Leave out the pictures, then reproduce the rest of the material exactly.

*** STORED DATA

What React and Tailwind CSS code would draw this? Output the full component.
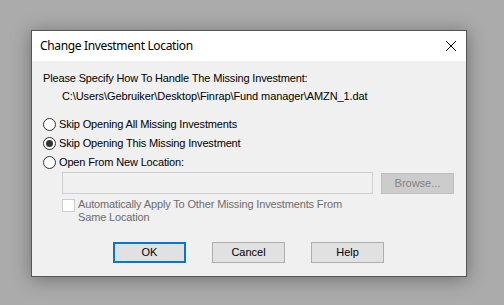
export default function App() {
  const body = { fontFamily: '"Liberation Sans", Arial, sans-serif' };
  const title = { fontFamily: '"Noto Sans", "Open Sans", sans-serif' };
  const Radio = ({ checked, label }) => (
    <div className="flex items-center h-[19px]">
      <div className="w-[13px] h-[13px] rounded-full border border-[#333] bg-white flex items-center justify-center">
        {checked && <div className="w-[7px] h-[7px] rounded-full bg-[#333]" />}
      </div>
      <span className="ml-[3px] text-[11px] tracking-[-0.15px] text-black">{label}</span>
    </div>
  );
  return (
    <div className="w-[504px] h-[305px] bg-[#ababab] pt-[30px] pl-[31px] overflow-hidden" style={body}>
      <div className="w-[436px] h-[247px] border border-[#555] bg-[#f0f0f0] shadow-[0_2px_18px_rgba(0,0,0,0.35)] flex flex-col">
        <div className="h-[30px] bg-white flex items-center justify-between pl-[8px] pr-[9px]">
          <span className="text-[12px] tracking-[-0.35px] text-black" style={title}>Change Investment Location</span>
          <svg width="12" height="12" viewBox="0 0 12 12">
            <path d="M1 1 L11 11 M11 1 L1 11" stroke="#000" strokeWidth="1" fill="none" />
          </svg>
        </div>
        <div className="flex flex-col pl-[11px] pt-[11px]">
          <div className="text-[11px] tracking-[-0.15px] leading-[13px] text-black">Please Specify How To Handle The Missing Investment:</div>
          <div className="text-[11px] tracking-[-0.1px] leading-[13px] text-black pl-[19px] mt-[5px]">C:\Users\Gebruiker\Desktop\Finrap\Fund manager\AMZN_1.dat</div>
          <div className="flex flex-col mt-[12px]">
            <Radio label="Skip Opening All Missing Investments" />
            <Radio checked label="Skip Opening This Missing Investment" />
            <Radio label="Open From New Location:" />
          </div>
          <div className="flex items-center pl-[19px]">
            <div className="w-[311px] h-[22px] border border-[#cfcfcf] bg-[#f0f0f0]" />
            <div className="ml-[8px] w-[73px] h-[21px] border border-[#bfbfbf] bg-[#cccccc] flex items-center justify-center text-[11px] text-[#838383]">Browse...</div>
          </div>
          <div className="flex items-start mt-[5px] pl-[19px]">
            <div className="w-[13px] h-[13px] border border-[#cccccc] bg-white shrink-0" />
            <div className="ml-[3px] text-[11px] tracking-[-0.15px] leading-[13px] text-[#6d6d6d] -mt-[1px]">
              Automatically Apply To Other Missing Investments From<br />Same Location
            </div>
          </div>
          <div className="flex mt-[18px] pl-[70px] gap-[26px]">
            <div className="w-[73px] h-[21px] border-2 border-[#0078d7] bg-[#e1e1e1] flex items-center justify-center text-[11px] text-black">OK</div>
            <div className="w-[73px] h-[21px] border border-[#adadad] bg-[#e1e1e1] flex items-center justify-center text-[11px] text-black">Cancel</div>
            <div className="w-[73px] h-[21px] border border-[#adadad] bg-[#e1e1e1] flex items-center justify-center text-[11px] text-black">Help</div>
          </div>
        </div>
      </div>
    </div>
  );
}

******

* CORRECT RESULT
What React and Tailwind CSS code would draw this? Output the full component.
export default function App() {
  const body = { fontFamily: '"Liberation Sans", Arial, sans-serif' };
  const title = { fontFamily: '"Noto Sans", "Open Sans", sans-serif' };
  const Radio = ({ checked, label }) => (
    <div className="flex items-center h-[19px]">
      <div className="w-[13px] h-[13px] rounded-full border border-[#333] bg-white flex items-center justify-center">
        {checked && <div className="w-[7px] h-[7px] rounded-full bg-[#333]" />}
      </div>
      <span className="ml-[3px] text-[11px] tracking-[-0.15px] text-black">{label}</span>
    </div>
  );
  return (
    <div className="w-[504px] h-[305px] bg-[#ababab] pt-[30px] pl-[31px] overflow-hidden" style={body}>
      <div className="w-[436px] h-[247px] border border-[#555] bg-[#f0f0f0] shadow-[0_2px_18px_rgba(0,0,0,0.35)] flex flex-col">
        <div className="h-[30px] bg-white flex items-center justify-between pl-[8px] pr-[9px]">
          <span className="text-[12px] tracking-[-0.35px] text-black" style={title}>Change Investment Location</span>
          <svg width="12" height="12" viewBox="0 0 12 12">
            <path d="M1 1 L11 11 M11 1 L1 11" stroke="#000" strokeWidth="1" fill="none" />
          </svg>
        </div>
        <div className="flex flex-col pl-[11px] pt-[11px]">
          <div className="text-[11px] tracking-[-0.15px] leading-[13px] text-black">Please Specify How To Handle The Missing Investment:</div>
          <div className="text-[11px] tracking-[-0.1px] leading-[13px] text-black pl-[19px] mt-[5px]">C:\Users\Gebruiker\Desktop\Finrap\Fund manager\AMZN_1.dat</div>
          <div className="flex flex-col mt-[12px]">
            <Radio label="Skip Opening All Missing Investments" />
            <Radio checked label="Skip Opening This Missing Investment" />
            <Radio label="Open From New Location:" />
          </div>
          <div className="flex items-center pl-[19px]">
            <div className="w-[311px] h-[22px] border border-[#cfcfcf] bg-[#f0f0f0]" />
            <div className="ml-[8px] w-[73px] h-[21px] border border-[#bfbfbf] bg-[#cccccc] flex items-center justify-center text-[11px] text-[#838383]">Browse...</div>
          </div>
          <div className="flex items-start mt-[5px] pl-[19px]">
            <div className="w-[13px] h-[13px] border border-[#cccccc] bg-white shrink-0" />
            <div className="ml-[3px] text-[11px] tracking-[-0.15px] leading-[13px] text-[#6d6d6d] -mt-[1px]">
              Automatically Apply To Other Missing Investments From<br />Same Location
            </div>
          </div>
          <div className="flex mt-[18px] pl-[70px] gap-[26px]">
            <div className="w-[73px] h-[21px] border-2 border-[#0078d7] bg-[#e1e1e1] flex items-center justify-center text-[11px] text-black">OK</div>
            <div className="w-[73px] h-[21px] border border-[#adadad] bg-[#e1e1e1] flex items-center justify-center text-[11px] text-black">Cancel</div>
            <div className="w-[73px] h-[21px] border border-[#adadad] bg-[#e1e1e1] flex items-center justify-center text-[11px] text-black">Help</div>
          </div>
        </div>
      </div>
    </div>
  );
}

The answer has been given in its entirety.